A question on fiction

By Wytrov, in Legend of the Five Rings: The Card Game

Hi all,

I'm wondering what veterans of L5R think about reading the older novels and books on all things Rokugan.

Are they relevant still with the LCG's timeline? If so, which series do you recommend? Which of the series do you find to be the best?

Thank you for your thoughts, and I apologize if this question has been asked 12517512875 times before.

Story has been restarted by FFG, so I would not spend too much time on the old fictions (unless you just want to have fun, some of them are pretty good, but quality may vary..a lot).

My suggestion is to start reading the new fictions, beginning with the clan ones.

Cielago did a great job listing them all here:

The only missing ones are the last two (To the South part I and II), that you can find in L5R newsfeed:

https://www.fantasyflightgames.com/en/news/tag/legend-of-the-five-rings-the-card-game/?

Edited by franzvong

There's nothing whatsoever "wrong" with reading and enjoying any of the existing fiction for the game.

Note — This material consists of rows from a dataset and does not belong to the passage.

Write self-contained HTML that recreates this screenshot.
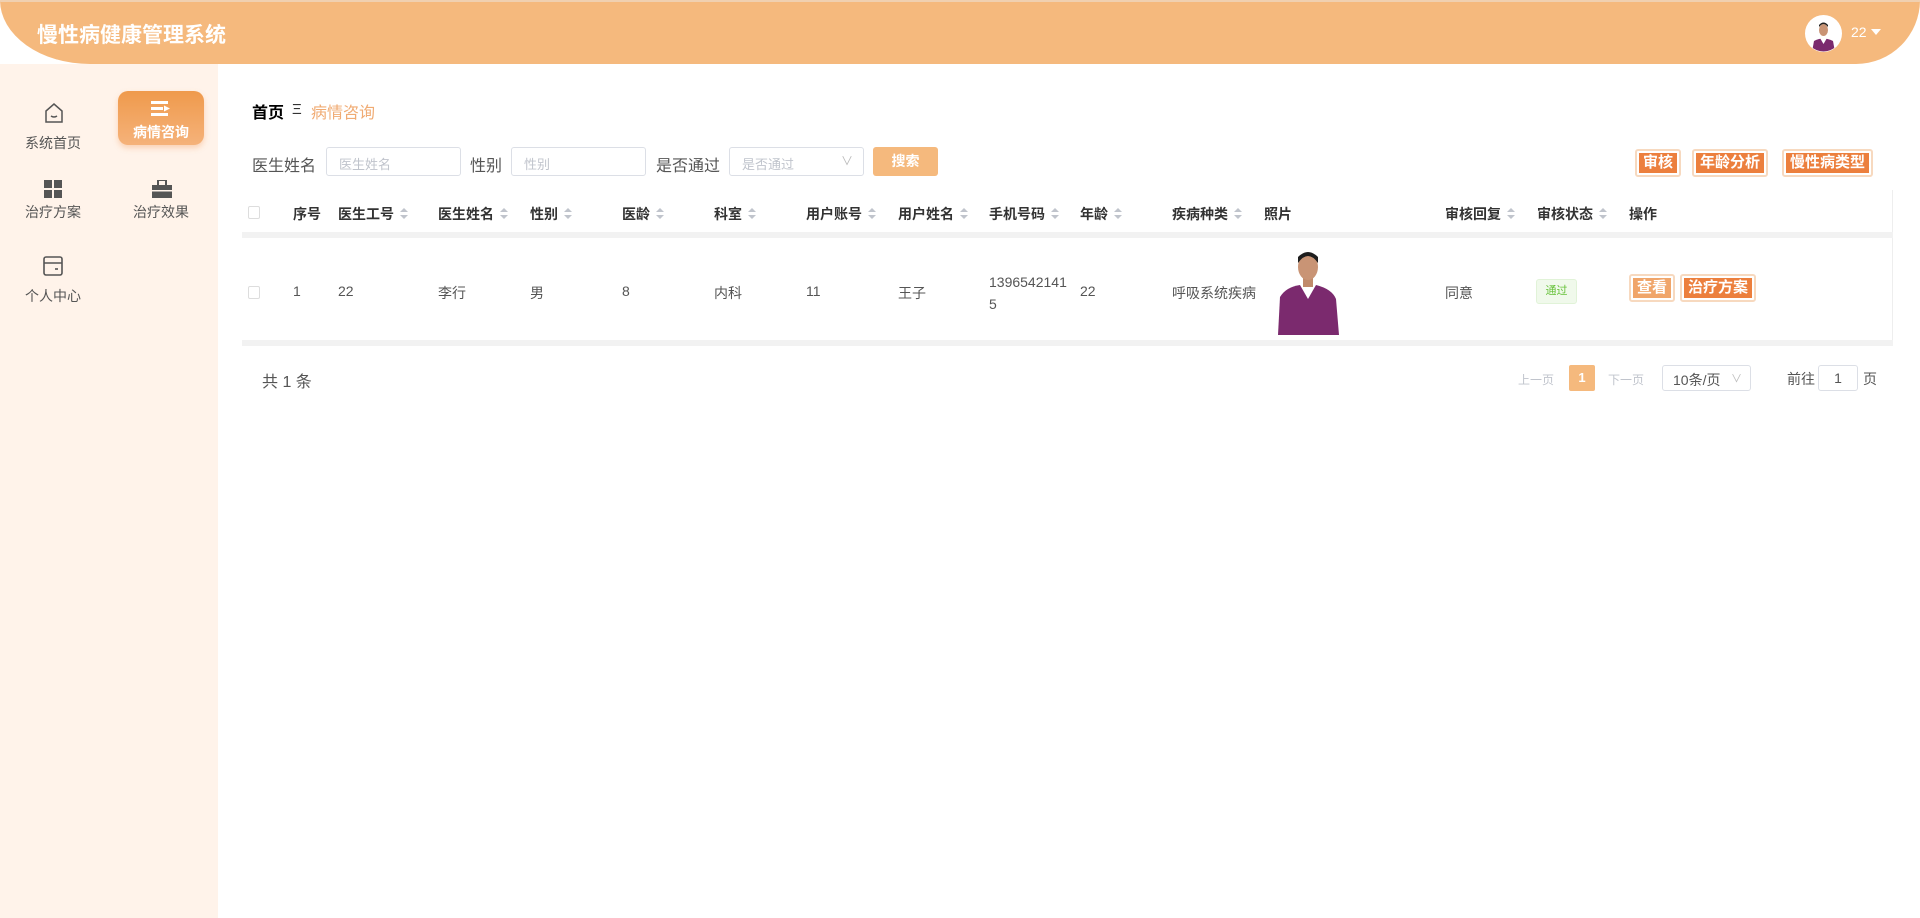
<!DOCTYPE html>
<html><head><meta charset="utf-8"><style>
*{margin:0;padding:0;box-sizing:border-box}
body{width:1920px;height:918px;overflow:hidden;background:#fff;font-family:"Liberation Sans","Noto Sans CJK SC",sans-serif;color:#333;position:relative}
.a{position:absolute;white-space:nowrap}
#hdr{left:0;top:0;width:1920px;height:64px;background:#f5b97d;border-radius:0 0 64px 90px / 0 0 64px 64px;border-top:2px solid #f0d0b0}
#side{left:0;top:64px;width:218px;height:854px;background:#fff3ea}
.mi{font-size:14px;color:#555;text-align:center;width:90px}
.lbl{font-size:16px;color:#555}
.inp{border:1px solid #dcdfe6;border-radius:3px;height:29px;font-size:13px;color:#c0c4cc;padding:6px 12px;background:#fff}
.th{font-size:14px;font-weight:bold;color:#333;top:204px}
.td{font-size:14px;color:#555;top:283px}
.sort{display:inline-block;width:8px;height:12px;margin-left:6px;vertical-align:-1px;position:relative}
.sort:before{content:"";position:absolute;left:0;top:0;border:4px solid transparent;border-bottom:4px solid #c0c4cc;border-top:0}
.sort:after{content:"";position:absolute;left:0;top:7px;border:4px solid transparent;border-top:4px solid #c0c4cc;border-bottom:0}
.ob{border:2px solid #f7d9bf;border-radius:3px;background:#fff;padding:2px}
.ob span{display:block;background:#ec7f3d;color:#fff;font-size:15px;font-weight:bold;line-height:20px;padding:0 4px}
</style></head><body>
<div class="a" id="hdr"></div>
<div class="a" style="left:37px;top:19px;font-size:21px;font-weight:bold;color:#fff">慢性病健康管理系统</div>
<svg class="a" style="left:1805px;top:15px" width="37" height="37" viewBox="0 0 37 37"><circle cx="18.5" cy="18.5" r="18.5" fill="#fff"/><clipPath id="c1"><circle cx="18.5" cy="18.5" r="18"/></clipPath><g clip-path="url(#c1)"><path d="M7 37 L9 26 Q18 21 28 26 L30 37Z" fill="#7b2a6e"/><path d="M15 23 L18.5 29 L22 23Z" fill="#fff"/><ellipse cx="18.5" cy="15" rx="4.5" ry="6" fill="#c99475"/><path d="M14 12 Q18.5 6 23 12 L23 10 Q18.5 5 14 10Z" fill="#222"/></g></svg>
<div class="a" style="left:1851px;top:24px;font-size:14px;color:#fff">22</div>
<div class="a" style="left:1871px;top:29px;border:5px solid transparent;border-top:6px solid #fff"></div>

<div class="a" id="side"></div>
<svg class="a" style="left:43px;top:102px" width="22" height="22" viewBox="0 0 22 22" fill="none" stroke="#555" stroke-width="1.5"><path d="M3 9 L11 2 L19 9 L19 20 L3 20Z"/><path d="M8 14 Q11 16 14 14"/></svg>
<div class="a mi" style="left:8px;top:133px">系统首页</div>
<div class="a" style="left:118px;top:91px;width:86px;height:54px;border-radius:10px;background:linear-gradient(#ef9a4c,#f5b27a);box-shadow:0 3px 6px rgba(240,150,80,.35)"></div>
<svg class="a" style="left:151px;top:100px" width="20" height="17" viewBox="0 0 20 17" fill="#fff"><rect x="0" y="1" width="17" height="3"/><rect x="0" y="7" width="12" height="3"/><path d="M13 5.5 L19 8.5 L13 11.5Z"/><rect x="0" y="13" width="17" height="3"/></svg>
<div class="a mi" style="left:116px;top:122px;color:#fff;font-weight:bold">病情咨询</div>
<svg class="a" style="left:44px;top:180px" width="18" height="18" viewBox="0 0 18 18" fill="#555"><rect x="0" y="0" width="8" height="8"/><rect x="10" y="0" width="8" height="8"/><rect x="0" y="10" width="8" height="8"/><rect x="10" y="10" width="8" height="8"/></svg>
<div class="a mi" style="left:8px;top:202px">治疗方案</div>
<svg class="a" style="left:152px;top:180px" width="20" height="18" viewBox="0 0 20 18" fill="#555"><rect x="0" y="5" width="20" height="13"/><rect x="6" y="0" width="8" height="6" fill="none" stroke="#555" stroke-width="2"/><rect x="0" y="10" width="20" height="1.5" fill="#fff3ea"/></svg>
<div class="a mi" style="left:116px;top:202px">治疗效果</div>
<svg class="a" style="left:43px;top:256px" width="20" height="20" viewBox="0 0 20 20" fill="none" stroke="#555" stroke-width="1.6"><rect x="1" y="1" width="18" height="18" rx="2"/><path d="M1 7 H19"/><path d="M12 13 H15"/></svg>
<div class="a mi" style="left:8px;top:286px">个人中心</div>

<div class="a" style="left:252px;top:99px;font-size:16px;font-weight:bold;color:#000">首页</div>
<div class="a" style="left:292px;top:101px;font-size:15px;color:#333;line-height:18px">Ξ</div>
<div class="a" style="left:311px;top:99px;font-size:16px;color:#f0ab73">病情咨询</div>

<div class="a lbl" style="left:252px;top:152px">医生姓名</div>
<div class="a inp" style="left:326px;top:147px;width:135px">医生姓名</div>
<div class="a lbl" style="left:470px;top:152px">性别</div>
<div class="a inp" style="left:511px;top:147px;width:135px">性别</div>
<div class="a lbl" style="left:656px;top:152px">是否通过</div>
<div class="a inp" style="left:729px;top:147px;width:135px">是否通过<span style="position:absolute;right:10px;top:4px;color:#bbb;font-size:12px">∨</span></div>
<div class="a" style="left:873px;top:147px;width:65px;height:29px;background:#f5b97d;border-radius:3px;color:#fff;font-size:14px;font-weight:bold;text-align:center;line-height:29px">搜索</div>

<div class="a ob" style="left:1635px;top:149px"><span>审核</span></div>
<div class="a ob" style="left:1692px;top:149px"><span>年龄分析</span></div>
<div class="a ob" style="left:1782px;top:149px"><span>慢性病类型</span></div>

<div class="a" style="left:242px;top:190px;width:1651px;height:155px;border-right:1px solid #eee"></div>
<div class="a" style="left:242px;top:232px;width:1651px;height:6px;background:#f2f2f2"></div>
<div class="a" style="left:242px;top:340px;width:1651px;height:6px;background:#f2f2f2"></div>
<div class="a" style="left:248px;top:206px;width:12px;height:13px;border:1px solid #ddd;border-radius:2px"></div>
<div class="a" style="left:248px;top:286px;width:12px;height:13px;border:1px solid #ddd;border-radius:2px"></div>
<div class="a th" style="left:293px">序号</div>
<div class="a th" style="left:338px">医生工号<i class="sort"></i></div>
<div class="a th" style="left:438px">医生姓名<i class="sort"></i></div>
<div class="a th" style="left:530px">性别<i class="sort"></i></div>
<div class="a th" style="left:622px">医龄<i class="sort"></i></div>
<div class="a th" style="left:714px">科室<i class="sort"></i></div>
<div class="a th" style="left:806px">用户账号<i class="sort"></i></div>
<div class="a th" style="left:898px">用户姓名<i class="sort"></i></div>
<div class="a th" style="left:989px">手机号码<i class="sort"></i></div>
<div class="a th" style="left:1080px">年龄<i class="sort"></i></div>
<div class="a th" style="left:1172px">疾病种类<i class="sort"></i></div>
<div class="a th" style="left:1264px">照片</div>
<div class="a th" style="left:1445px">审核回复<i class="sort"></i></div>
<div class="a th" style="left:1537px">审核状态<i class="sort"></i></div>
<div class="a th" style="left:1629px">操作</div>

<div class="a td" style="left:293px">1</div>
<div class="a td" style="left:338px">22</div>
<div class="a td" style="left:438px">李行</div>
<div class="a td" style="left:530px">男</div>
<div class="a td" style="left:622px">8</div>
<div class="a td" style="left:714px">内科</div>
<div class="a td" style="left:806px">11</div>
<div class="a td" style="left:898px">王子</div>
<div class="a td" style="left:989px;top:271px;line-height:22px">1396542141<br>5</div>
<div class="a td" style="left:1080px">22</div>
<div class="a td" style="left:1172px">呼吸系统疾病</div>
<svg class="a" style="left:1276px;top:247px" width="64" height="88" viewBox="0 0 64 88"><path d="M2 88 L4 50 Q10 40 24 38 L40 38 Q56 42 60 52 L63 88Z" fill="#7b2a6e"/><path d="M24 38 L32 52 L40 38Z" fill="#fff"/><rect x="27" y="28" width="10" height="12" fill="#c08a6a"/><ellipse cx="32" cy="20" rx="10" ry="13" fill="#c99475"/><path d="M22 16 Q32 2 42 16 L42 10 Q32 0 22 10Z" fill="#1e1e1e"/></svg>
<div class="a td" style="left:1445px">同意</div>
<div class="a" style="left:1536px;top:279px;width:41px;height:25px;border:1px solid #e1f3d8;background:#f0f9eb;color:#67c23a;font-size:11px;text-align:center;line-height:23px;border-radius:3px">通过</div>
<div class="a ob" style="left:1629px;top:274px"><span style="background:#f0a56a">查看</span></div>
<div class="a ob" style="left:1680px;top:274px"><span>治疗方案</span></div>

<div class="a" style="left:262px;top:368px;font-size:16px;color:#555">共 1 条</div>
<div class="a" style="left:1518px;top:371px;font-size:12px;color:#c0c4cc">上一页</div>
<div class="a" style="left:1569px;top:365px;width:26px;height:26px;background:#f5b97d;color:#fff;font-size:13px;font-weight:bold;text-align:center;line-height:26px;border-radius:2px">1</div>
<div class="a" style="left:1608px;top:371px;font-size:12px;color:#c0c4cc">下一页</div>
<div class="a" style="left:1662px;top:365px;width:89px;height:26px;border:1px solid #dcdfe6;border-radius:3px;font-size:14px;color:#555;padding:4px 10px">10条/页<span style="position:absolute;right:8px;top:4px;color:#bbb;font-size:11px">∨</span></div>
<div class="a" style="left:1787px;top:369px;font-size:14px;color:#555">前往</div>
<div class="a" style="left:1818px;top:365px;width:40px;height:26px;border:1px solid #dcdfe6;border-radius:3px;font-size:14px;color:#555;text-align:center;line-height:24px">1</div>
<div class="a" style="left:1863px;top:369px;font-size:14px;color:#555">页</div>
</body></html>
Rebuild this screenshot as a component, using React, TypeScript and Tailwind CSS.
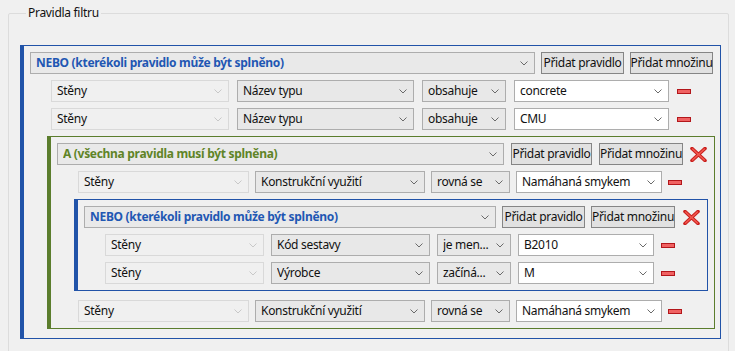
import React from "react";

// --- small drawings ---
const Chevron = ({ light }: { light?: boolean }) => (
  <svg width="8" height="5" viewBox="0 0 8 5" className="shrink-0">
    <polyline points="0.5,0.5 4,4 7.5,0.5" fill="none" stroke={light ? "#c8c8c8" : "#6a6a6a"} strokeWidth="1" />
  </svg>
);

const Minus = () => <div className="w-[14px] h-[5px] border border-[#b3171b] bg-[#f06262] shrink-0" />;

const RemoveX = () => (
  <svg width="17" height="15" viewBox="0 0 17 15" className="shrink-0">
    <path d="M2 1.5 L15 13.5 M15 1.5 L2 13.5" stroke="#c9201e" strokeWidth="3.6" strokeLinecap="round" />
    <path d="M2.6 2 L14.4 13 M14.4 2 L2.6 13" stroke="#f2584f" strokeWidth="1.6" strokeLinecap="round" />
  </svg>
);

type Kind = "off" | "list" | "value" | "head";

const kindClass: Record<Kind, string> = {
  off: "bg-[#f0f0f0] border-[#d9d9d9]",
  list: "bg-[#e8e8e8] border-[#adadad]",
  value: "bg-white border-[#adadad]",
  head: "bg-[#e9e9e9] border-[#adadad]",
};

interface ComboProps {
  text: string;
  kind: Kind;
  w?: string;
  tone?: string;
}

const Combo = ({ text, kind, w, tone }: ComboProps) => (
  <div className={`h-[22px] border ${kindClass[kind]} ${w ?? "flex-1"} flex items-center pl-[5px] pr-[6px] shrink-0`}>
    <span className={`flex-1 truncate whitespace-nowrap ${tone ?? "text-[#111]"}`}>{text}</span>
    <Chevron light={kind === "off"} />
  </div>
);

const Btn = ({ text, w }: { text: string; w: string }) => (
  <button className={`h-[22px] ${w} border border-[#858585] bg-[#e1e1e1] text-[#111] flex items-center justify-center whitespace-nowrap shrink-0`}>
    {text}
  </button>
);

interface RuleProps {
  cols: [string, string, string, string, string];
  vals: [string, string, string, string];
  gaps: string;
}

const Rule = ({ cols, vals, gaps }: RuleProps) => (
  <div className={`flex items-center pl-[21px] ${gaps}`}>
    <Combo text={vals[0]} kind="off" w={cols[0]} />
    <Combo text={vals[1]} kind="list" w={cols[1]} />
    <Combo text={vals[2]} kind="list" w={cols[2]} />
    <Combo text={vals[3]} kind="value" w={cols[3]} />
    <Minus />
  </div>
);

const OUTER: [string, string, string, string, string] = ["w-[178px]", "w-[177px]", "w-[84px]", "w-[155px]", ""];
const MID: [string, string, string, string, string] = ["w-[171px]", "w-[170px]", "w-[79px]", "w-[146px]", ""];
const INNER: [string, string, string, string, string] = ["w-[159px]", "w-[159px]", "w-[74px]", "w-[136px]", ""];

const NEBO = "NEBO (kterékoli pravidlo může být splněno)";

export default function App() {
  return (
    <div
      className="w-[735px] h-[351px] overflow-hidden bg-[#f0f0f0] text-[12px] tracking-[-0.3px] leading-[16px] text-[#111]"
      style={{ fontFamily: '"Segoe UI", "Noto Sans", sans-serif' }}
    >
      <fieldset className="mt-[5px] ml-[8px] mr-[6px] border border-[#dcdcdc] rounded-[2px] pl-[11px] pr-[7px] pt-[24px] pb-[20px]">
        <legend className="ml-[6px] px-[2px]">Pravidla filtru</legend>

        {/* --- OR group (outer) --- */}
        <div className="border-l-4 border-t border-r border-b border-[#2153a8] pl-[6px] pr-[7px] pt-[6px] pb-[9px] flex flex-col gap-[6px]">
          <div className="flex items-center gap-[6px]">
            <Combo text={NEBO} kind="head" tone="text-[#1f57b3] font-bold" />
            <Btn text="Přidat pravidlo" w="w-[83px]" />
            <Btn text="Přidat množinu" w="w-[83px]" />
          </div>
          <Rule cols={OUTER} vals={["Stěny", "Název typu", "obsahuje", "concrete"]} gaps="gap-[8px]" />
          <Rule cols={OUTER} vals={["Stěny", "Název typu", "obsahuje", "CMU"]} gaps="gap-[8px]" />

          {/* --- AND group --- */}
          <div className="ml-[17px] -mr-[2px] border-l-4 border-t border-r border-b border-[#5b7d2d] pl-[6px] pr-[7px] pt-[6px] pb-[6px] flex flex-col gap-[6px]">
            <div className="flex items-center gap-[7px]">
              <Combo text="A (všechna pravidla musí být splněna)" kind="head" tone="text-[#5f8427] font-bold" />
              <Btn text="Přidat pravidlo" w="w-[81px]" />
              <Btn text="Přidat množinu" w="w-[84px]" />
              <RemoveX />
            </div>
            <Rule cols={MID} vals={["Stěny", "Konstrukční využití", "rovná se", "Namáhaná smykem"]} gaps="gap-[6px]" />

            {/* --- OR group (inner) --- */}
            <div className="ml-[17px] -mr-[1px] border-l-4 border-t border-r border-b border-[#2153a8] pl-[6px] pr-[7px] pt-[6px] pb-[6px] flex flex-col gap-[6px]">
              <div className="flex items-center gap-[6px]">
                <Combo text={NEBO} kind="head" tone="text-[#1f57b3] font-bold" />
                <Btn text="Přidat pravidlo" w="w-[83px]" />
                <Btn text="Přidat množinu" w="w-[84px]" />
                <div className="ml-[2px]">
                  <RemoveX />
                </div>
              </div>
              <Rule cols={INNER} vals={["Stěny", "Kód sestavy", "je men...", "B2010"]} gaps="gap-[7px]" />
              <Rule cols={INNER} vals={["Stěny", "Výrobce", "začíná...", "M"]} gaps="gap-[7px]" />
            </div>

            <div className="mt-[3px]">
              <Rule cols={MID} vals={["Stěny", "Konstrukční využití", "rovná se", "Namáhaná smykem"]} gaps="gap-[6px]" />
            </div>
          </div>
        </div>
      </fieldset>
    </div>
  );
}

There are some great characters and stories in the rather MASSIVE volume of fiction that came out from AEG.

However, anything set during or after the Scorpion Clan Coup--which is the overwhelming majority of that older fiction, including the various novels that came out--is no longer relevant to the setting being established by FFG. As for the material set before that, the closer it is to the Coup, the more likely it's been superseded in some way by FFG's canon. The relatively small amount of stuff dealing with the 1200 years or so between the Dawn of the Empire and the present (in FFG's version of Rokugan) could be considered canon, unless something in the new FFG fictions overrides it.

In other words, you should consider the older material to be a sort of "alternate world" version of Rokugan, with the new stuff coming from FFG the starting point for a whole new version of the setting.

All new fiction is posted on the product page as well:

https://www.fantasyflightgames.com/en/products/legend-of-the-five-rings-the-card-game/

Just scroll down to the bottom where they have the expandable sections. There are 3 different sections of stories currently.

Has anyone started tracking the reading order anywhere? Like that the GenCon stories happen before the Imperial Cycle?

I feel like there is going to end up being a lot of links and it will be confusing to people to start reading it.

Thank you for the replies.

As a new arrival to Rokugan, I appreciate that FFG is restarting the series.

It'd be hectic to track down the older books.

I think the novels are great material. If you like the RPG - the old Way Of books from 1st ed are still solid.

The story is different though - and I wouldn't expect the stuff though

Some of the old fiction was terrible. It's usually the early stuff that was really good.

It seems, the new story will be ours to shape a bit again, which is good. It was time for new tales to be made.

15 hours ago, SideshowLucifer said:

Some of the old fiction was terrible. It's usually the early stuff that was really good.

It seems, the new story will be ours to shape a bit again, which is good. It was time for new tales to be made.

I think the less obvious benefit of resetting the timeline (aside from making newcomers not feel lost) is that we are back to Rokugan as it was more or less first envisioned, as a brewing struggle between samurai clans that may or may not erupt into a full-scale, very multiplayer war. Over the course of the CCG's career, player interaction, shifts in the Story Team, and indeed the misperception that the brand would not continue for multiple decades gradually moved the setting away from this core concept. This is why I am liking the hard limit on player choices: just enough to let the community feel involved in the setting, without giving free reign. It will give FFG's Story Team the ability to plan and prepare branching story trees that can bend and shift as needed, via reader feedback, choices of Role Cards for each faction, and so forth. I'm eager to see where this leads.